- **Stated task**
Identify all lines in the data containing the string "this". Copy them out.

- **Task data**
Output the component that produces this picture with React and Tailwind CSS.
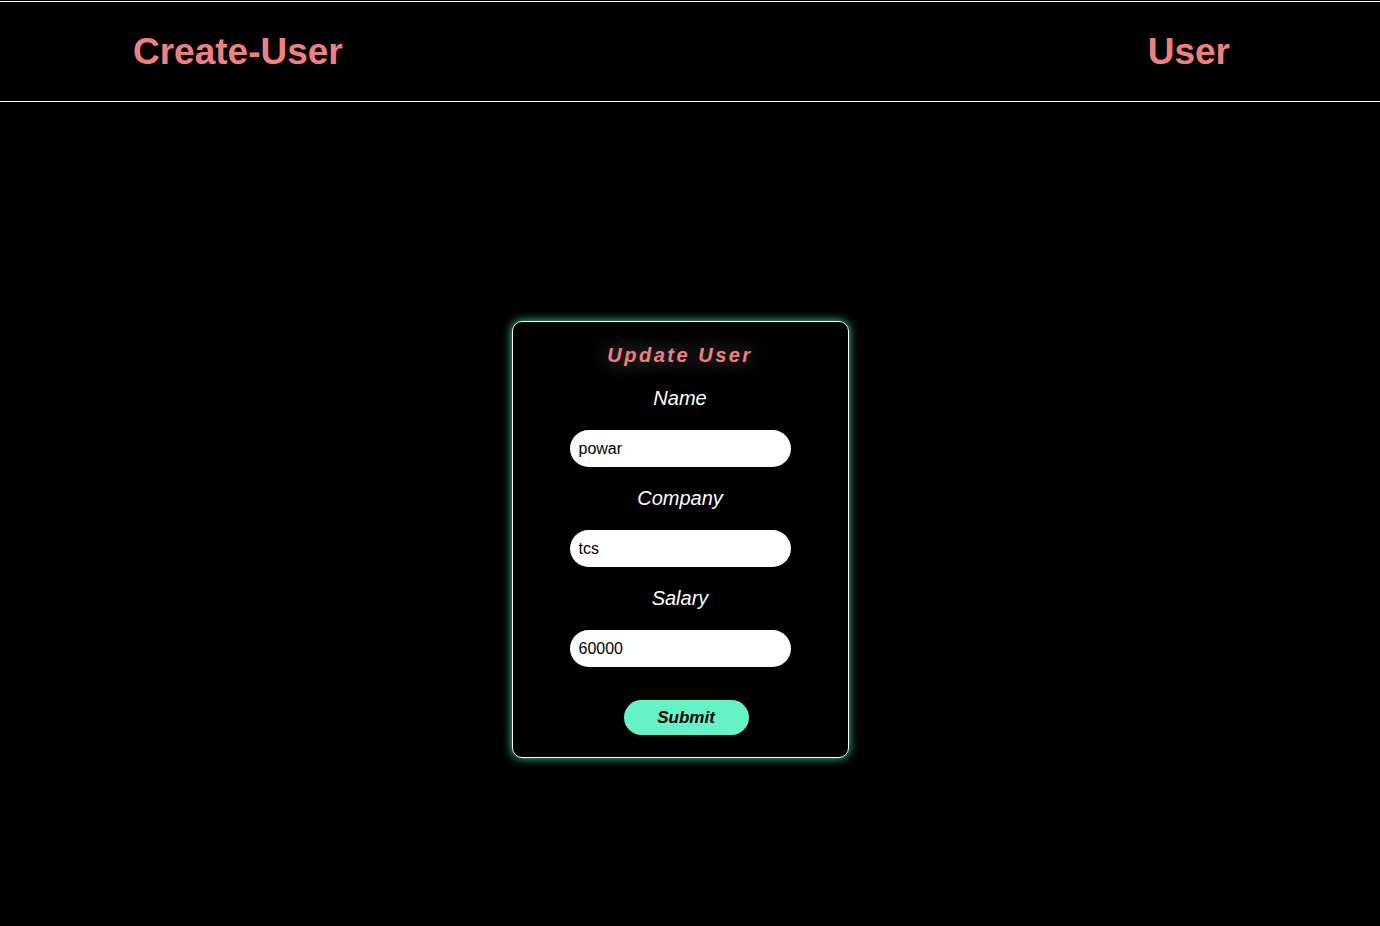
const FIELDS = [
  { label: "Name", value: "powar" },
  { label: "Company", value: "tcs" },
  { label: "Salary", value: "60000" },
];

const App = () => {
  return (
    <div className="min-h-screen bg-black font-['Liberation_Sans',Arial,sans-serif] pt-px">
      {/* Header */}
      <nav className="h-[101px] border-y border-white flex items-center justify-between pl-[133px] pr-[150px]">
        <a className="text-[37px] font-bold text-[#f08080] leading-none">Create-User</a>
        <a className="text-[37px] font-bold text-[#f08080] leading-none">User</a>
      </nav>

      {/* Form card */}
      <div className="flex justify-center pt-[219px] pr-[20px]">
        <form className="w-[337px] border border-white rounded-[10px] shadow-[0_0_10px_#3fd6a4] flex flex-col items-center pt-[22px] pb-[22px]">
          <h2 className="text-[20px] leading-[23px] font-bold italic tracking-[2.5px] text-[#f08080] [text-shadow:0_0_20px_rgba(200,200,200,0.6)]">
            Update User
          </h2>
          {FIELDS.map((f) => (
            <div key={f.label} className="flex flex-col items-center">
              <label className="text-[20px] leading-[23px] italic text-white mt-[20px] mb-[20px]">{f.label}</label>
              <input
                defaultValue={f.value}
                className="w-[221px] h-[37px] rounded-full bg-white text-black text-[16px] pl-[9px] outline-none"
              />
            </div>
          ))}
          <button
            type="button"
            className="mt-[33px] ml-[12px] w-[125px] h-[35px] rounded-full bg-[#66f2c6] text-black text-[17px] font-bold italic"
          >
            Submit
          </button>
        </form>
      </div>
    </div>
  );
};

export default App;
--
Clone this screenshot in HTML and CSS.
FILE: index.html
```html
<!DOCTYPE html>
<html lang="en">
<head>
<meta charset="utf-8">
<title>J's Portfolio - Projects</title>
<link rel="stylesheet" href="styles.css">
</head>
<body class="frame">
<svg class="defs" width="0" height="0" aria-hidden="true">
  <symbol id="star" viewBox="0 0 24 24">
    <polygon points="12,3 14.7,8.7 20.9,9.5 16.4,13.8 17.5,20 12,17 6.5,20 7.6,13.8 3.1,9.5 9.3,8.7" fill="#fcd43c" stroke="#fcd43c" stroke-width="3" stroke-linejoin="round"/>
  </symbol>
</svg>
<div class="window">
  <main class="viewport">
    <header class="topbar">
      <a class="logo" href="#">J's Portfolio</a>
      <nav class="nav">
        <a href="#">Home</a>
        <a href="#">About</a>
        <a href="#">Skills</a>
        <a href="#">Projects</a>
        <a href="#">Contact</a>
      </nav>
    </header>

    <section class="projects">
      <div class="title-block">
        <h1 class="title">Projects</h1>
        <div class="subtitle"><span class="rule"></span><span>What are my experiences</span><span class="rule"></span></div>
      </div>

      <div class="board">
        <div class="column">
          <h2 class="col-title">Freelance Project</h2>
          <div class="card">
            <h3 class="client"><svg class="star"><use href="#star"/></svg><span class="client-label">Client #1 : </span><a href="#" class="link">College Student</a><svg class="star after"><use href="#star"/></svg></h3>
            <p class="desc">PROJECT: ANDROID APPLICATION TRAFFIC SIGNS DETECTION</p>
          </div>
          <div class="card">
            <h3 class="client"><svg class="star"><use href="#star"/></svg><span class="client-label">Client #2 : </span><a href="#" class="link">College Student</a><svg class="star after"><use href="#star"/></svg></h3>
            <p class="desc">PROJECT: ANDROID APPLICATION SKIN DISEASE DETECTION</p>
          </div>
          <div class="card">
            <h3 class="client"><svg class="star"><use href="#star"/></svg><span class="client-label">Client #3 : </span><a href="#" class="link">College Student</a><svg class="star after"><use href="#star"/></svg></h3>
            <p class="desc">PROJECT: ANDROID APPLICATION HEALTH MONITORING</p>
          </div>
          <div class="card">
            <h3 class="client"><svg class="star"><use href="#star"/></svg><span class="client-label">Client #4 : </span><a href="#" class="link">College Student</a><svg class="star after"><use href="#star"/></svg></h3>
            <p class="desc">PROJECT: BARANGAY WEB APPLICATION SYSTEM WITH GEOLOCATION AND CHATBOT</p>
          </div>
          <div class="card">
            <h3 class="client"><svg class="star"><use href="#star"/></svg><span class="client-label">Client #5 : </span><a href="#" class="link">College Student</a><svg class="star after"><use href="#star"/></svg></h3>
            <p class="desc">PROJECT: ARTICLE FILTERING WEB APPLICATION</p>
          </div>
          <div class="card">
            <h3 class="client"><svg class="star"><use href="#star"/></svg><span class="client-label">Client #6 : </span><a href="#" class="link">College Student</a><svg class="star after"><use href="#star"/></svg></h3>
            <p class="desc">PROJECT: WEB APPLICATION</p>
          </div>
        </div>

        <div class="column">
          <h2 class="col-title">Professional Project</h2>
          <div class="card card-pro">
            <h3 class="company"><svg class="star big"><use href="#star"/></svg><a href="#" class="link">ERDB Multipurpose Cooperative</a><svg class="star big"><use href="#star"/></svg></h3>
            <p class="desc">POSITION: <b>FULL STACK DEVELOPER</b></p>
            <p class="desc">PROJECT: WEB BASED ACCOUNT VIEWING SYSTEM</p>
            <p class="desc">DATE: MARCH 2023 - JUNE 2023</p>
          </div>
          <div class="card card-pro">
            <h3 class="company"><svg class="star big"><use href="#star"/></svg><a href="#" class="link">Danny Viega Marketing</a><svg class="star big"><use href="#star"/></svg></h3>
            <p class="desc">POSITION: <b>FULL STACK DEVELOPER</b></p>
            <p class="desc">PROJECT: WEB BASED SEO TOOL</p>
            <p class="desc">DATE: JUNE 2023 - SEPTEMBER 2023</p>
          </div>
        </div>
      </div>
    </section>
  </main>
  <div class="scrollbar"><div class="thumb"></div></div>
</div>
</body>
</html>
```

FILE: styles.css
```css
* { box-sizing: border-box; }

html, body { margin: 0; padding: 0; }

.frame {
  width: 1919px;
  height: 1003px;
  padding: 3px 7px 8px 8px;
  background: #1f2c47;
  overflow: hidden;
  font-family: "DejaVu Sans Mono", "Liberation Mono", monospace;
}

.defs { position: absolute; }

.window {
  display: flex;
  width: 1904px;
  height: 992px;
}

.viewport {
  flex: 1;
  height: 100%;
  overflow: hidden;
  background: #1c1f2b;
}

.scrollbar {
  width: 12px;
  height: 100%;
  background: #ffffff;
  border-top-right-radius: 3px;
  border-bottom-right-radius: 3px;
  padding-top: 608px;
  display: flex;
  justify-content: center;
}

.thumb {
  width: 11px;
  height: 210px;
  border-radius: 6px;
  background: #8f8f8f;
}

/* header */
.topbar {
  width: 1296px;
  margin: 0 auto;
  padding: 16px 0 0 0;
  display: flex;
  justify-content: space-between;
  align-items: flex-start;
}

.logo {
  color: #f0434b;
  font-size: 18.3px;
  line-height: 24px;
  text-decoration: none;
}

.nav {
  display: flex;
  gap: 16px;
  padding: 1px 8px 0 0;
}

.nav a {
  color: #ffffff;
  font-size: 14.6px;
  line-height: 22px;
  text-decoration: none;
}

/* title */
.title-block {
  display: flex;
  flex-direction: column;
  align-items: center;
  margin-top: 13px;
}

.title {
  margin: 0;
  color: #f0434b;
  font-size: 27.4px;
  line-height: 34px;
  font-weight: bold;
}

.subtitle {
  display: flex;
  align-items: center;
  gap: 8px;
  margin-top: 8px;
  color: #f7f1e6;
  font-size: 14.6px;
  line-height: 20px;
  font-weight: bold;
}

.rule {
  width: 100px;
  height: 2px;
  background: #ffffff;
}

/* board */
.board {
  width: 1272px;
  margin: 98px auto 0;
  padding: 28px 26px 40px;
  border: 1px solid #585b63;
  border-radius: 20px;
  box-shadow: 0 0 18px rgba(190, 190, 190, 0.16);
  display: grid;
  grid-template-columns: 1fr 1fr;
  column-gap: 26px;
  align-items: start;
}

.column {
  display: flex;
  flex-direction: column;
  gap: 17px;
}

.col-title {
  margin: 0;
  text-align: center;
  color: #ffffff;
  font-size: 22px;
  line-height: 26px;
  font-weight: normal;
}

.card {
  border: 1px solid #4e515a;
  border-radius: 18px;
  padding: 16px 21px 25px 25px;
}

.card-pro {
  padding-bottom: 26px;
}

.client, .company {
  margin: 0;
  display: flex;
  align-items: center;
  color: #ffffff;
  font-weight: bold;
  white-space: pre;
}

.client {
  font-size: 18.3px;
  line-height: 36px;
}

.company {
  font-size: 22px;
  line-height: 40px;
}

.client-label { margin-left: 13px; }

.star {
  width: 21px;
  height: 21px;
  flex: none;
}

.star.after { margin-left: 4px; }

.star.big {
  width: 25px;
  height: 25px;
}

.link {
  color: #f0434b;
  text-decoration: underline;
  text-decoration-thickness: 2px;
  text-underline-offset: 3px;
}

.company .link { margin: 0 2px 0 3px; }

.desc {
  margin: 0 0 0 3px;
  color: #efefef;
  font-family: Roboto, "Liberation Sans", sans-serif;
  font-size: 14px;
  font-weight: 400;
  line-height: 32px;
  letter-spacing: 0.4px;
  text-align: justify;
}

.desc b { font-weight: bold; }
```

- **Exercise answer**
Output the component that produces this picture with React and Tailwind CSS.
Clone this screenshot in HTML and CSS.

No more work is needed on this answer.